It’s March. I live in New England. Last year at this time there was a pile of snow at the end of the driveway. Today the temperature is going to rise past 80º F. As disconcerting as it is, I’m enjoying this unseasonably warm spring. This morning I walked out to the mailbox, barefoot. I’m wearing a t-shirt and capri pants. But, I worry about my animals.
The goats still have their winter coats on. They can handle very hot temperatures in the summer just fine (after all, this goat breed originated in Africa,) but they’re not designed to sit in the sun cloaked in layers of fur. I’ll be checking their water bucket a couple of times today to make sure it’s fresh and clean. A goat, even a thirsty one, will refuse water if it is even the littlest bit contaminated with a speck of dust. I’ll also go out and give the boys a good rub with the curry comb, too. This heat makes them so itchy!
Pip enjoys the morning sun, but later today you’ll be seeing him in the barn, where it’s shady and the concrete floor keeps things cool.
The Beast has emerged from her winter slumber. Koi can’t digest food when the water is cold, so in the spring Steve uses his digital thermometer to check the temperature. (If you’ve got the gadget, use it!)
It’s now safe to feed the fish. The Beast eagerly scarfed down her first meal of 2012. I don’t know if the heat will affect the toads that lay eggs in the shallow end. I hope it’s not too hot for them.
The hens have no difficulties coping with cold temperatures, but heat is another story. My barns are sited and designed to handle hot weather. They have excellent ventilation, cool concrete floors, and their backs are in the shade.It’ll be warm today, but not in the dangerous numbers, it won’t be humid, and the ground remains cool in the shade, so I’m not too concerned. However, if you have one of those small, prefab coops, with the wooden nesting boxes that jut out of the side, do keep an eye on your hens. A hen might sit in the box of upwards of a half hour before laying. A broody hen will stay in there all day. It can become deathly hot.
Topaz is thinking about going broody. She huffs up and stays put for an hour. Eventually, she lays an egg and leaves the nest. She’s got an Orpington’s thick coat of both downy and glossy feathers. Add to that the rise of her internal temp with broodiness, and she could have problems. I’ll be checking on her today.
Candy still has on her thick winter coat – she’s only just begun to shed – and rabbits die from heat stroke, so she’s the one that I’ll keep the closest eye on today. Steve has already taken down the wooden sides on the hutch that keep the snow out of her house in the winter. Now a cool breeze can blow through. We’ll be putting the shade tarp up soon. Meanwhile, she’s a smart old bunny, and knows to hunker down on the cool dirt in the shade.

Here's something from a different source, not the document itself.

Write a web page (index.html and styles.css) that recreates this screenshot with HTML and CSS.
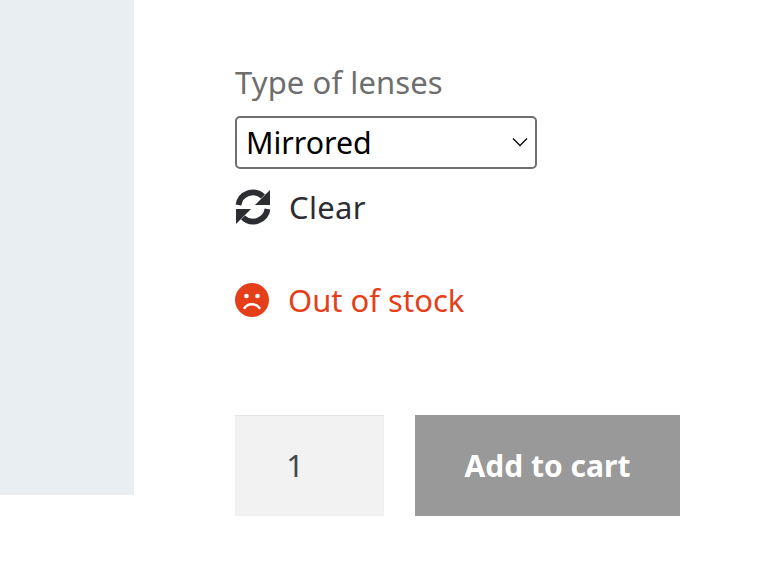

The other animal to worry about is Scooter. He is a sun worshipper. He likes nothing better than sprawling out and baking every inch of his little body. He has no sense about it. When he starts to pant I shoo him inside.
The garden needs attention, too. Over the last two weeks, I planted cool-weather vegetables – parsley, greens, carrots and spinach. Unusually for this time of year, the bright sun has dried out the soil and I have to water. But, there’s still a danger of freezing and burst pipes, so I have a very, very long hose snaked out to the garden from the house.
It’s worth it, though, look a parsley sprout!
That’s not the only thing that’s green and growing. The peach tree is filled with buds.
Daffodils are blooming in the sheltered path along the stone wall.
But, beauty always comes with a price. The warm weather has spurred the first crop of pests. I’ve hung up the fly strips, which are a surprisingly effective, low-cost, low-tech, no-chemical control.
I’m ready for today’s sun and heat. A friend is coming for a visit this afternoon. I think we’ll have iced tea, while sitting with our bare feet in the pond.